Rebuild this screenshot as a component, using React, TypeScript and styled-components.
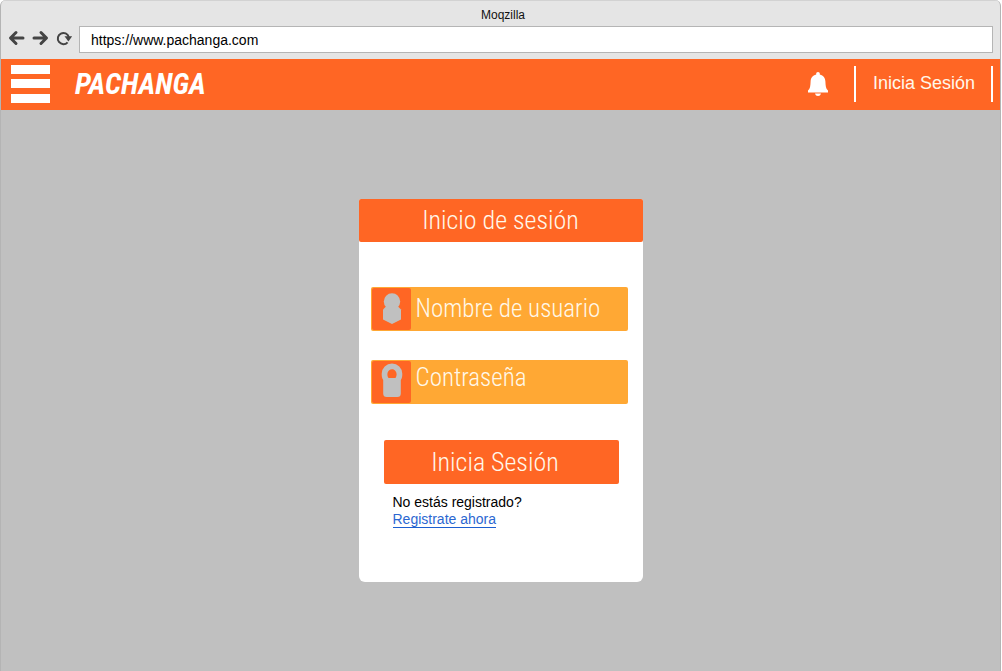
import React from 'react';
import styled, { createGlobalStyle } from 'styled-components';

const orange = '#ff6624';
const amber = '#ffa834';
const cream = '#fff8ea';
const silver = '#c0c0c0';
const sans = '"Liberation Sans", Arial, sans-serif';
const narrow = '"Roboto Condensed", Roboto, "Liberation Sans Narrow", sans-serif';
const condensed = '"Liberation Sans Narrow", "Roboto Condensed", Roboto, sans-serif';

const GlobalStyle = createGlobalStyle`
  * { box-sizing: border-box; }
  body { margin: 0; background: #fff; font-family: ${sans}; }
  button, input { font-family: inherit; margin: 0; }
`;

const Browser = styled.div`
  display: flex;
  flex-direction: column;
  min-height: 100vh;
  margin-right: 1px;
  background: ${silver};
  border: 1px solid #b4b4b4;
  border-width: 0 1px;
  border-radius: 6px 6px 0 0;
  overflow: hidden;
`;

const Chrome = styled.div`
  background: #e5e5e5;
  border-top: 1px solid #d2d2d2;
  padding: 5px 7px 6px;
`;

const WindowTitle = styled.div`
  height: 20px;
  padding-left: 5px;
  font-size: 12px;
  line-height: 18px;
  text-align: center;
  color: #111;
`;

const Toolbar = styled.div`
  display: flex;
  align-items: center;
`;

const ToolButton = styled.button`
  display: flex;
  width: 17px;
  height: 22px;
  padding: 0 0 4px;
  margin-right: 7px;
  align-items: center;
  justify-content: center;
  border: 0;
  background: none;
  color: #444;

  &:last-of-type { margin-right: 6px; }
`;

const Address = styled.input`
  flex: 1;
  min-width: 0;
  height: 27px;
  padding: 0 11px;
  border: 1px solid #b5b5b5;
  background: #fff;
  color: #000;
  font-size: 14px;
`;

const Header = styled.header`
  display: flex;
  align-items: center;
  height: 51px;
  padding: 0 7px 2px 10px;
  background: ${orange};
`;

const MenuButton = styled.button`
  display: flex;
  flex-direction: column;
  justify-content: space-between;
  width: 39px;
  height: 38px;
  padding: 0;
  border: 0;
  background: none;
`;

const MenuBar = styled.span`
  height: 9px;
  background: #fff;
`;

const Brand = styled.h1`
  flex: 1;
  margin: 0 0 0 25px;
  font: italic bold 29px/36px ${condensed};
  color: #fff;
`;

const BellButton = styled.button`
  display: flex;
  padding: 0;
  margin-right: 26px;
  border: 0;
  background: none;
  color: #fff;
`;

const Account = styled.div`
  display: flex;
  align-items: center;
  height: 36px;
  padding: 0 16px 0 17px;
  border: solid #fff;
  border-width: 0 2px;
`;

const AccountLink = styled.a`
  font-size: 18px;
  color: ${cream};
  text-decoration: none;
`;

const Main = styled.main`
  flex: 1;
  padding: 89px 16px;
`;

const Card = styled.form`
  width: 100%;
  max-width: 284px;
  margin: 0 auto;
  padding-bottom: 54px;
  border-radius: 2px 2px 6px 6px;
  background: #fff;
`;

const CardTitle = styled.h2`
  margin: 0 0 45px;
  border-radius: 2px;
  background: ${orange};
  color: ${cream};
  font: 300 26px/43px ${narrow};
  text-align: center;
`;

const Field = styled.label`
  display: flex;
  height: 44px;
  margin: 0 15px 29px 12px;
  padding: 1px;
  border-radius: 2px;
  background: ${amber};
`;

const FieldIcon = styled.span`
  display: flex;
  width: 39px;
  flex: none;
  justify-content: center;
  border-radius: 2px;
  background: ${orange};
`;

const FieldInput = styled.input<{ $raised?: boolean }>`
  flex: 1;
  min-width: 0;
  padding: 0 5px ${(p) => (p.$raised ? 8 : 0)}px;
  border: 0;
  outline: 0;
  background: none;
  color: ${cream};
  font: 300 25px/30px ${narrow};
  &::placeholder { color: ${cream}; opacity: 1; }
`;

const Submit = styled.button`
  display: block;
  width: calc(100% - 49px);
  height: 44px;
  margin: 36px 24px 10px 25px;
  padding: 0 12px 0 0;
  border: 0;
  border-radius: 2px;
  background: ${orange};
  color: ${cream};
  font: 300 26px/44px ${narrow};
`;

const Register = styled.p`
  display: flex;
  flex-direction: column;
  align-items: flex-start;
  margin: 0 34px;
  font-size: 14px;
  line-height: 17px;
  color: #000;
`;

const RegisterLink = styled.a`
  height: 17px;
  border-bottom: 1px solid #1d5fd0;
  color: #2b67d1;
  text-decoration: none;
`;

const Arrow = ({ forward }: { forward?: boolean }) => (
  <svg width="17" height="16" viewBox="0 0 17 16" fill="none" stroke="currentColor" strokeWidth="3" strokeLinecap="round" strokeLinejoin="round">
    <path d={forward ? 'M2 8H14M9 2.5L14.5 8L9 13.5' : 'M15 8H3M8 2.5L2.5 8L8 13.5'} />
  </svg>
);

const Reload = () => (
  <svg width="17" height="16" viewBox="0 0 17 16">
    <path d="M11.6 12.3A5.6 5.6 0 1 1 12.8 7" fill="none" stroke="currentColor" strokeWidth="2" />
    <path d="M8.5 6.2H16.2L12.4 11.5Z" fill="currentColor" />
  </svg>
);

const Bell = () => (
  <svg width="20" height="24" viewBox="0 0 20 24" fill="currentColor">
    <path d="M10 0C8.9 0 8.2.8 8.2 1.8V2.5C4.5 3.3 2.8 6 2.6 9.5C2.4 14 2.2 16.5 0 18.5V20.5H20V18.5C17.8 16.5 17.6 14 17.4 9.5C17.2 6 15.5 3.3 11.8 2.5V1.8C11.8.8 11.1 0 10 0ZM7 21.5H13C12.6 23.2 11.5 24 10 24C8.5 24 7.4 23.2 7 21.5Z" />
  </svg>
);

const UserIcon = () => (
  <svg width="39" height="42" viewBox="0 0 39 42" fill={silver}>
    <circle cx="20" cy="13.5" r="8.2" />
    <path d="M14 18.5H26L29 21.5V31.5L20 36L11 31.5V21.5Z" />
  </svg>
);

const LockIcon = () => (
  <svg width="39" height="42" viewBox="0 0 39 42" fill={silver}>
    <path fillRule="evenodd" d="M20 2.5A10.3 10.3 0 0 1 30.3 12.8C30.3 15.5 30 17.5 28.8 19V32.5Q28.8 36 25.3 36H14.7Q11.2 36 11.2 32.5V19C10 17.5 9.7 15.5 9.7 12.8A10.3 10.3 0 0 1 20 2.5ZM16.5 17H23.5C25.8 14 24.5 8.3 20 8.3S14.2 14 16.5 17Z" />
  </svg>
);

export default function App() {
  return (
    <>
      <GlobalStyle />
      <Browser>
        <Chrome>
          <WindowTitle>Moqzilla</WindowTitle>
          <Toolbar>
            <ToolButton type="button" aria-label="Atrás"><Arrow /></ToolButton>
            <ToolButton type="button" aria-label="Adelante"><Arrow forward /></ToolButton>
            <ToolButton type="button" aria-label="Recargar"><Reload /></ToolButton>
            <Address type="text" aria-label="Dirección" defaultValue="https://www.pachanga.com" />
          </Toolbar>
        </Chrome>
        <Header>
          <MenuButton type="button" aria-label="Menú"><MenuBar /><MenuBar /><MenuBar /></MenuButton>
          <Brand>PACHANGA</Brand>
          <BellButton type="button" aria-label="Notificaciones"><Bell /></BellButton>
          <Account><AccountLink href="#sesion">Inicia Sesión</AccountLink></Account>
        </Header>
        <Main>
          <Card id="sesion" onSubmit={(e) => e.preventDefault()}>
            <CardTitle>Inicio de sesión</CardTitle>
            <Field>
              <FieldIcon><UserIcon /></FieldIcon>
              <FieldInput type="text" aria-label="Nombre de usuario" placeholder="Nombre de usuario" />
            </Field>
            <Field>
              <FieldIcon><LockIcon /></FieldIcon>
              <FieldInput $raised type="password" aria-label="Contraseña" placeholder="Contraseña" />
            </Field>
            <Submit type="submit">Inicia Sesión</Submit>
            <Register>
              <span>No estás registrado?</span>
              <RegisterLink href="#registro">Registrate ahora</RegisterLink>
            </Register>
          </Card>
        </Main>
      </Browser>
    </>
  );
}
* * *
# YOUR INSTRUCTIONS:
Every line from the start of the listing above through the line with "color: #444;" should be repeated exactly; skip the pictures and add nothing else.

# COMPLETE ANSWER:
Rebuild this screenshot as a component, using React, TypeScript and styled-components.
import React from 'react';
import styled, { createGlobalStyle } from 'styled-components';

const orange = '#ff6624';
const amber = '#ffa834';
const cream = '#fff8ea';
const silver = '#c0c0c0';
const sans = '"Liberation Sans", Arial, sans-serif';
const narrow = '"Roboto Condensed", Roboto, "Liberation Sans Narrow", sans-serif';
const condensed = '"Liberation Sans Narrow", "Roboto Condensed", Roboto, sans-serif';

const GlobalStyle = createGlobalStyle`
  * { box-sizing: border-box; }
  body { margin: 0; background: #fff; font-family: ${sans}; }
  button, input { font-family: inherit; margin: 0; }
`;

const Browser = styled.div`
  display: flex;
  flex-direction: column;
  min-height: 100vh;
  margin-right: 1px;
  background: ${silver};
  border: 1px solid #b4b4b4;
  border-width: 0 1px;
  border-radius: 6px 6px 0 0;
  overflow: hidden;
`;

const Chrome = styled.div`
  background: #e5e5e5;
  border-top: 1px solid #d2d2d2;
  padding: 5px 7px 6px;
`;

const WindowTitle = styled.div`
  height: 20px;
  padding-left: 5px;
  font-size: 12px;
  line-height: 18px;
  text-align: center;
  color: #111;
`;

const Toolbar = styled.div`
  display: flex;
  align-items: center;
`;

const ToolButton = styled.button`
  display: flex;
  width: 17px;
  height: 22px;
  padding: 0 0 4px;
  margin-right: 7px;
  align-items: center;
  justify-content: center;
  border: 0;
  background: none;
  color: #444;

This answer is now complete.